The potential economic benefits of deep-sea mining are undeniable, but they must be carefully weighed against the costs and environmental risks. Finding a balance between resource extraction and conservation will be critical for the sustainable development of this new frontier in ocean industries.
In the next section, we’ll examine the environmental impacts of deep-sea mining in more detail and explore the regulatory challenges involved in managing these operations responsibly.


Environmental Impacts and Regulatory Challenges

Ecosystem Disruption
One of the most significant environmental concerns with deep-sea mining is the disruption of fragile marine ecosystems. The areas targeted for mining, such as the seabed and hydrothermal vent systems, host unique and often undiscovered species. The extraction of resources from polymetallic nodules, cobalt-rich crusts, and hydrothermal sulfide deposits physically disturbs these habitats, leading to the potential loss of biodiversity. Sediment plumes generated during mining can travel vast distances, smothering marine life and affecting ecosystems far from the mining site.

The deep sea is home to slow-growing, long-lived species, many of which are endemic to these environments. Recovery from such disturbances could take centuries, if it is possible at all. The destruction of benthic habitats and the unknown impact on surrounding ecosystems are critical concerns that need to be addressed before large-scale mining operations can proceed.

Pollution and Sediment Plumes
Mining operations inevitably generate pollution, particularly through sediment plumes. These plumes occur when sediment is disturbed during resource extraction, creating clouds of particles that drift through the water. The movement of these plumes can suffocate marine organisms and block sunlight, disrupting the photosynthetic processes that support marine food chains. In addition, harmful chemicals, such as heavy metals, may be released into the water, potentially contaminating large swaths of the ocean.

Pollution from deep-sea mining is not just limited to sediment. Oil leaks, the discharge of harmful chemicals from mining vessels, and noise pollution from machinery also pose serious threats to marine life. The cumulative effects of such pollution could have long-term consequences on marine biodiversity and food webs, ultimately affecting fisheries and other industries dependent on ocean health.

Lack of Baseline Data
One of the most significant challenges in managing the environmental impacts of deep-sea mining is the lack of comprehensive baseline data on deep-sea ecosystems. Much of the deep ocean remains unexplored, and scientists are still in the early stages of understanding how these ecosystems function. Without a thorough understanding of the biodiversity, geological processes, and ecological dynamics at play in these environments, it is difficult to accurately predict the full range of impacts mining may have.

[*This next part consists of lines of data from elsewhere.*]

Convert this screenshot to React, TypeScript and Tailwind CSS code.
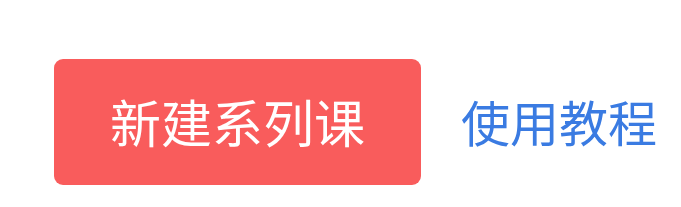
import React from "react";

export default function App() {
  return (
    <div
      className="w-[681px] h-[207px] bg-white flex items-start pl-[54px] pt-[59px]"
      style={{ fontFamily: '"Noto Sans CJK SC", "Noto Sans", sans-serif' }}
    >
      <div className="flex items-center gap-[40px]">
        <button className="w-[367px] h-[126px] rounded-[9px] bg-[#f95c5c] text-white text-[51px] leading-none flex items-center justify-center pb-[2px]">
          新建系列课
        </button>
        <a className="text-[#3a7be2] text-[49px] leading-none cursor-pointer pb-[4px]">使用教程</a>
      </div>
    </div>
  );
}
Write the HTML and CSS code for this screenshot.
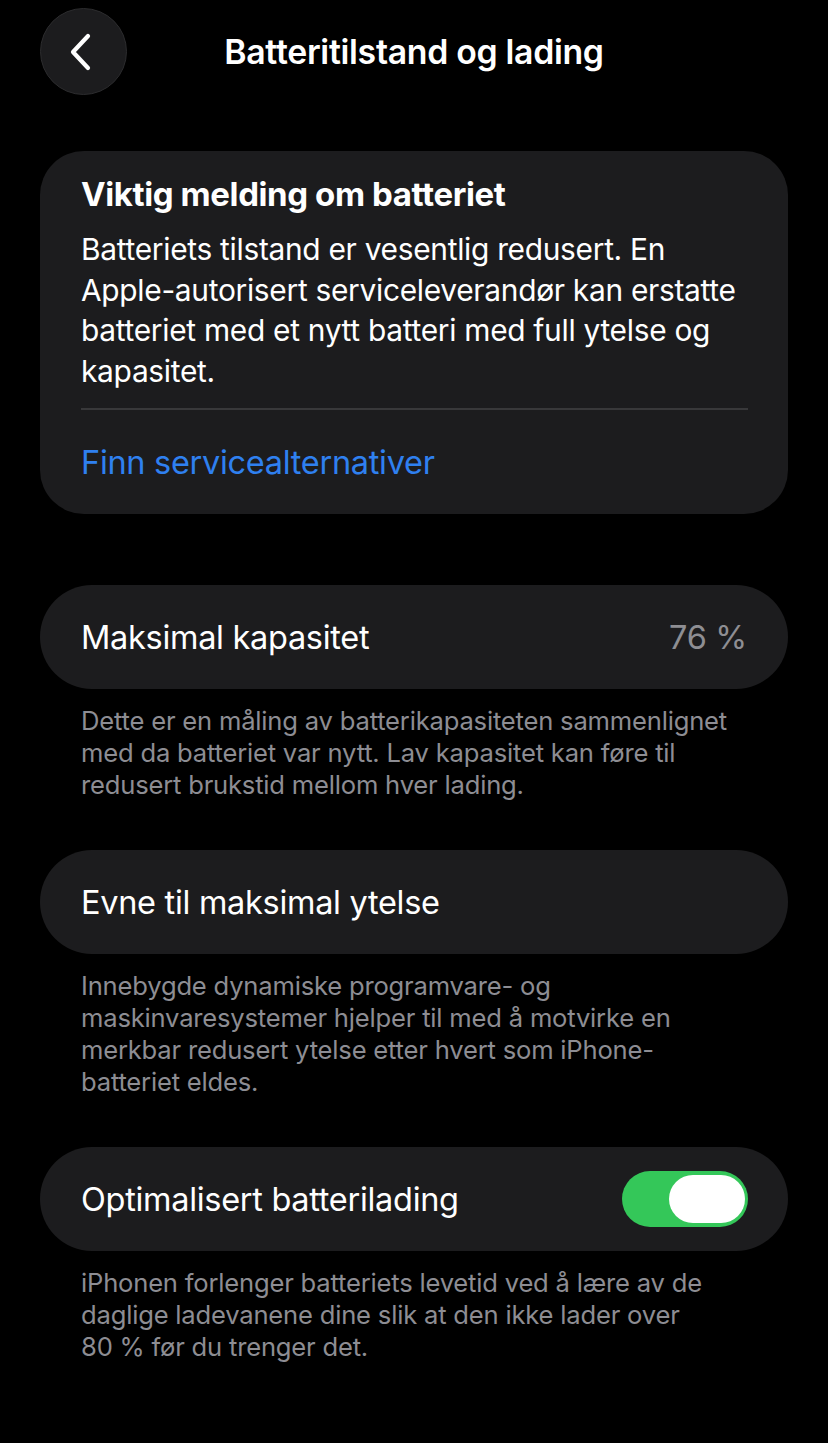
FILE: index.html
```html
<!DOCTYPE html>
<html lang="no">
<head>
<meta charset="utf-8">
<title>Batteritilstand og lading</title>
<link rel="stylesheet" href="styles.css">
</head>
<body>
<div class="screen">
  <header class="nav">
    <div class="nav-left">
      <button class="back" aria-label="Tilbake">
        <svg width="28" height="40" viewBox="0 0 28 40"><path d="M21 4 L6 20 L21 36" fill="none" stroke="#ffffff" stroke-width="4.2" stroke-linecap="round" stroke-linejoin="round"/></svg>
      </button>
    </div>
    <h1 class="title">Batteritilstand og lading</h1>
    <div class="nav-right"></div>
  </header>

  <main class="content">
    <section class="card notice">
      <h2 class="notice-title">Viktig melding om batteriet</h2>
      <p class="notice-body">Batteriets tilstand er vesentlig redusert. En Apple-autorisert serviceleverandør kan erstatte batteriet med et nytt batteri med full ytelse og kapasitet.</p>
      <div class="sep"></div>
      <a class="link" href="#">Finn servicealternativer</a>
    </section>

    <section class="group first">
      <div class="pill">
        <span class="label">Maksimal kapasitet</span>
        <span class="value">76&nbsp;%</span>
      </div>
      <p class="footnote">Dette er en måling av batterikapasiteten sammenlignet med da batteriet var nytt. Lav kapasitet kan føre til redusert brukstid mellom hver lading.</p>
    </section>

    <section class="group">
      <div class="pill">
        <span class="label">Evne til maksimal ytelse</span>
      </div>
      <p class="footnote">Innebygde dynamiske programvare- og maskinvaresystemer hjelper til med å motvirke en merkbar redusert ytelse etter hvert som iPhone-batteriet eldes.</p>
    </section>

    <section class="group">
      <div class="pill">
        <span class="label">Optimalisert batterilading</span>
        <span class="toggle"><span class="knob"></span></span>
      </div>
      <p class="footnote">iPhonen forlenger batteriets levetid ved å lære av de daglige ladevanene dine slik at den ikke lader over 80&nbsp;% før du trenger det.</p>
    </section>
  </main>
</div>
</body>
</html>
```
FILE: styles.css
```css
* { box-sizing: border-box; }
html, body {
  margin: 0;
  padding: 0;
  background: #000000;
}
body {
  font-family: Inter, "Liberation Sans", sans-serif;
  color: #ffffff;
  width: 828px;
  min-height: 1443px;
}
.screen {
  display: flex;
  flex-direction: column;
}
.nav {
  display: grid;
  grid-template-columns: 1fr auto 1fr;
  align-items: center;
  padding: 8px 40px 0 40px;
  height: 102px;
  align-content: start;
}
.nav-left { display: flex; }
.back {
  width: 87px;
  height: 87px;
  border-radius: 50%;
  background: #1c1c1e;
  border: 1px solid #2c2c2e;
  display: flex;
  align-items: center;
  justify-content: center;
  padding: 0 6px 0 0;
  cursor: pointer;
}
.title {
  margin: 0;
  font-size: 33.8px;
  font-weight: 600;
  letter-spacing: -0.3px;
  text-align: center;
}
.content {
  display: flex;
  flex-direction: column;
  padding: 49px 40px 0 40px;
}
.card {
  background: #1c1c1e;
  border-radius: 44px;
}
.notice {
  padding: 24px 40px 31px 41px;
  display: flex;
  flex-direction: column;
}
.notice-title {
  margin: 0 0 16px 0;
  font-size: 33px;
  font-weight: 700;
  line-height: 38px;
  letter-spacing: -0.4px;
}
.notice-body {
  margin: 0;
  font-size: 29.9px;
  line-height: 40.5px;
  letter-spacing: -0.3px;
  color: #ffffff;
}
.sep {
  height: 2px;
  background: #38383a;
  margin: 17px 0 33px 0;
}
.link {
  color: #2f80f0;
  text-decoration: none;
  font-size: 32.5px;
  line-height: 40px;
  letter-spacing: -0.3px;
}
.group {
  display: flex;
  flex-direction: column;
  margin-top: 49px;
}
.group.first { margin-top: 71px; }
.pill {
  background: #1c1c1e;
  border-radius: 52px;
  height: 104px;
  display: flex;
  align-items: center;
  justify-content: space-between;
  padding: 0 41px;
}
.label {
  font-size: 32.5px;
  letter-spacing: -0.3px;
}
.value {
  font-size: 32.5px;
  color: #8e8e93;
  letter-spacing: -0.3px;
}
.toggle {
  width: 126px;
  height: 56px;
  border-radius: 28px;
  background: #34c759;
  display: flex;
  align-items: center;
  justify-content: flex-end;
  padding: 0 3px;
  margin-right: -1px;
}
.knob {
  width: 76px;
  height: 48px;
  border-radius: 24px;
  background: #ffffff;
}
.footnote {
  margin: 16px 0 0 0;
  padding: 0 45px 0 41px;
  font-size: 25.6px;
  line-height: 32px;
  color: #8d8d93;
  letter-spacing: -0.2px;
}
```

The lack of baseline data complicates the process of conducting environmental impact assessments (EIAs), which are essential for informing regulations and mitigation strategies. As a result, there is a pressing need for more research and exploration of deep-sea environments before large-scale mining operations are undertaken.

Regulatory Frameworks
Regulating deep-sea mining presents a unique set of challenges, particularly due to the international nature of ocean resources. The International Seabed Authority (ISA), which oversees mineral resources in international waters, has developed a framework for granting exploration and mining licenses. However, critics argue that the current regulations lack sufficient environmental safeguards and are not stringent enough to protect vulnerable ecosystems.

The ISA has the responsibility to ensure that mining operations do not cause "serious harm" to the marine environment, but defining and enforcing this standard remains a challenge. Moreover, enforcement of regulations in the deep sea is inherently difficult due to the remoteness of mining sites and the complexity of monitoring activities at extreme depths.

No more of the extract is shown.